**SUPPLIED MATERIAL:**
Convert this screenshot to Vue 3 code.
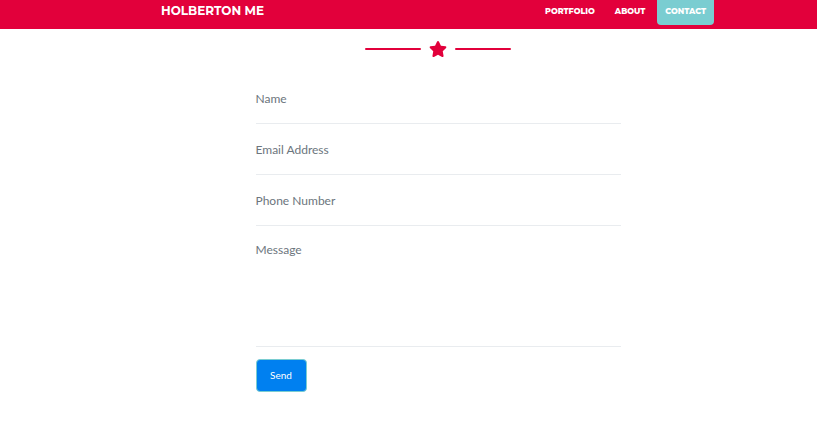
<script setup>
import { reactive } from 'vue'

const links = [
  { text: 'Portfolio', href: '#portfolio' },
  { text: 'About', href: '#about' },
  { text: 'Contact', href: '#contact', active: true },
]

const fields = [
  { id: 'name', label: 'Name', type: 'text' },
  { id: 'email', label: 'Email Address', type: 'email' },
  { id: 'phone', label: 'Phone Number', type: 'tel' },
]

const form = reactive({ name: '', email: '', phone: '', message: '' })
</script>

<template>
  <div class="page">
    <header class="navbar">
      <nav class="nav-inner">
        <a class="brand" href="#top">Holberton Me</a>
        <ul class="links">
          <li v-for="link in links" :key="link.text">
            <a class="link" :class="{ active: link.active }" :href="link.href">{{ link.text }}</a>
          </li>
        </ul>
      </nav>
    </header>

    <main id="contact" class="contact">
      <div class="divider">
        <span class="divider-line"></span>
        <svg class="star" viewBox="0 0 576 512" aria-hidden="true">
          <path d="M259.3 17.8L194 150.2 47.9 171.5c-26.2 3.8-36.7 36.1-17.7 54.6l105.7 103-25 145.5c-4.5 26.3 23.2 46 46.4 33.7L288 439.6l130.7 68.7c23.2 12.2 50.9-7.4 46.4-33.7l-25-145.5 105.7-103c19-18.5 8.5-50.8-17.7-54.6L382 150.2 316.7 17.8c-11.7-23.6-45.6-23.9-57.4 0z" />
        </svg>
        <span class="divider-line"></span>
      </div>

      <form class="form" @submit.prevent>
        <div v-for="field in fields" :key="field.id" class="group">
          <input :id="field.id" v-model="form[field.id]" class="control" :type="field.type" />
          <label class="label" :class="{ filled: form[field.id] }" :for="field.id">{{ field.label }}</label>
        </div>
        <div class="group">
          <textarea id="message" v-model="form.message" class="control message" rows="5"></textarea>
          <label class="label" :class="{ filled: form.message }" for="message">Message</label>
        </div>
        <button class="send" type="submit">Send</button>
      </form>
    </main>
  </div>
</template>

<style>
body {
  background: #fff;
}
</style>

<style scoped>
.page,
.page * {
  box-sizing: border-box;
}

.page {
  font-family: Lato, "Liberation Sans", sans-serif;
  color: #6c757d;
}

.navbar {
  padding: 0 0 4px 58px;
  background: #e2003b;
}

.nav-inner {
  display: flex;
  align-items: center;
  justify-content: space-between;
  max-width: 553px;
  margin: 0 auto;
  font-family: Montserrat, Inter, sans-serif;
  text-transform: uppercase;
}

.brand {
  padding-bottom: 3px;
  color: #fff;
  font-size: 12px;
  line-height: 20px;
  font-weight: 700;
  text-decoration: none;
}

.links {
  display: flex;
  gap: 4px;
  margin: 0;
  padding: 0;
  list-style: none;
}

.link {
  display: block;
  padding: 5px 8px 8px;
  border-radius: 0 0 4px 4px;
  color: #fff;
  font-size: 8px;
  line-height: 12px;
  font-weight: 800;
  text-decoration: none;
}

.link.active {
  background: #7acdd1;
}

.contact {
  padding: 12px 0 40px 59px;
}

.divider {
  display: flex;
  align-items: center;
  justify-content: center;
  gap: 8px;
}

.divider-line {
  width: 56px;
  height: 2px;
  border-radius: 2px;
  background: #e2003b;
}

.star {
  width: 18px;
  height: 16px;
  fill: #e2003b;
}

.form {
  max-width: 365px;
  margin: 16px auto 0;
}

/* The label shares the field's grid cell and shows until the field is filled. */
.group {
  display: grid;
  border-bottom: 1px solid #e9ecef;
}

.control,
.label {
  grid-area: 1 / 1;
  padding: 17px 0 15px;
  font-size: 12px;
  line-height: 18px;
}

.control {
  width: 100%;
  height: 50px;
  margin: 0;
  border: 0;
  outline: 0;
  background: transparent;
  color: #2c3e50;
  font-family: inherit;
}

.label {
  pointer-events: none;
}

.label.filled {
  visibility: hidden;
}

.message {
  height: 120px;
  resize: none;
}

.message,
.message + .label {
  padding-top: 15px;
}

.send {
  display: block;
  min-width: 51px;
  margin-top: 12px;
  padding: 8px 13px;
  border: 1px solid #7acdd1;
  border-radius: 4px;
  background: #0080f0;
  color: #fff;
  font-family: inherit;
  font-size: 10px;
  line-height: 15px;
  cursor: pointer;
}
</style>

**EXERCISE PROMPT:**
Print out the whole of the material word for word, without pictures.

**RESPONSE:**
Convert this screenshot to Vue 3 code.
<script setup>
import { reactive } from 'vue'

const links = [
  { text: 'Portfolio', href: '#portfolio' },
  { text: 'About', href: '#about' },
  { text: 'Contact', href: '#contact', active: true },
]

const fields = [
  { id: 'name', label: 'Name', type: 'text' },
  { id: 'email', label: 'Email Address', type: 'email' },
  { id: 'phone', label: 'Phone Number', type: 'tel' },
]

const form = reactive({ name: '', email: '', phone: '', message: '' })
</script>

<template>
  <div class="page">
    <header class="navbar">
      <nav class="nav-inner">
        <a class="brand" href="#top">Holberton Me</a>
        <ul class="links">
          <li v-for="link in links" :key="link.text">
            <a class="link" :class="{ active: link.active }" :href="link.href">{{ link.text }}</a>
          </li>
        </ul>
      </nav>
    </header>

    <main id="contact" class="contact">
      <div class="divider">
        <span class="divider-line"></span>
        <svg class="star" viewBox="0 0 576 512" aria-hidden="true">
          <path d="M259.3 17.8L194 150.2 47.9 171.5c-26.2 3.8-36.7 36.1-17.7 54.6l105.7 103-25 145.5c-4.5 26.3 23.2 46 46.4 33.7L288 439.6l130.7 68.7c23.2 12.2 50.9-7.4 46.4-33.7l-25-145.5 105.7-103c19-18.5 8.5-50.8-17.7-54.6L382 150.2 316.7 17.8c-11.7-23.6-45.6-23.9-57.4 0z" />
        </svg>
        <span class="divider-line"></span>
      </div>

      <form class="form" @submit.prevent>
        <div v-for="field in fields" :key="field.id" class="group">
          <input :id="field.id" v-model="form[field.id]" class="control" :type="field.type" />
          <label class="label" :class="{ filled: form[field.id] }" :for="field.id">{{ field.label }}</label>
        </div>
        <div class="group">
          <textarea id="message" v-model="form.message" class="control message" rows="5"></textarea>
          <label class="label" :class="{ filled: form.message }" for="message">Message</label>
        </div>
        <button class="send" type="submit">Send</button>
      </form>
    </main>
  </div>
</template>

<style>
body {
  background: #fff;
}
</style>

<style scoped>
.page,
.page * {
  box-sizing: border-box;
}

.page {
  font-family: Lato, "Liberation Sans", sans-serif;
  color: #6c757d;
}

.navbar {
  padding: 0 0 4px 58px;
  background: #e2003b;
}

.nav-inner {
  display: flex;
  align-items: center;
  justify-content: space-between;
  max-width: 553px;
  margin: 0 auto;
  font-family: Montserrat, Inter, sans-serif;
  text-transform: uppercase;
}

.brand {
  padding-bottom: 3px;
  color: #fff;
  font-size: 12px;
  line-height: 20px;
  font-weight: 700;
  text-decoration: none;
}

.links {
  display: flex;
  gap: 4px;
  margin: 0;
  padding: 0;
  list-style: none;
}

.link {
  display: block;
  padding: 5px 8px 8px;
  border-radius: 0 0 4px 4px;
  color: #fff;
  font-size: 8px;
  line-height: 12px;
  font-weight: 800;
  text-decoration: none;
}

.link.active {
  background: #7acdd1;
}

.contact {
  padding: 12px 0 40px 59px;
}

.divider {
  display: flex;
  align-items: center;
  justify-content: center;
  gap: 8px;
}

.divider-line {
  width: 56px;
  height: 2px;
  border-radius: 2px;
  background: #e2003b;
}

.star {
  width: 18px;
  height: 16px;
  fill: #e2003b;
}

.form {
  max-width: 365px;
  margin: 16px auto 0;
}

/* The label shares the field's grid cell and shows until the field is filled. */
.group {
  display: grid;
  border-bottom: 1px solid #e9ecef;
}

.control,
.label {
  grid-area: 1 / 1;
  padding: 17px 0 15px;
  font-size: 12px;
  line-height: 18px;
}

.control {
  width: 100%;
  height: 50px;
  margin: 0;
  border: 0;
  outline: 0;
  background: transparent;
  color: #2c3e50;
  font-family: inherit;
}

.label {
  pointer-events: none;
}

.label.filled {
  visibility: hidden;
}

.message {
  height: 120px;
  resize: none;
}

.message,
.message + .label {
  padding-top: 15px;
}

.send {
  display: block;
  min-width: 51px;
  margin-top: 12px;
  padding: 8px 13px;
  border: 1px solid #7acdd1;
  border-radius: 4px;
  background: #0080f0;
  color: #fff;
  font-family: inherit;
  font-size: 10px;
  line-height: 15px;
  cursor: pointer;
}
</style>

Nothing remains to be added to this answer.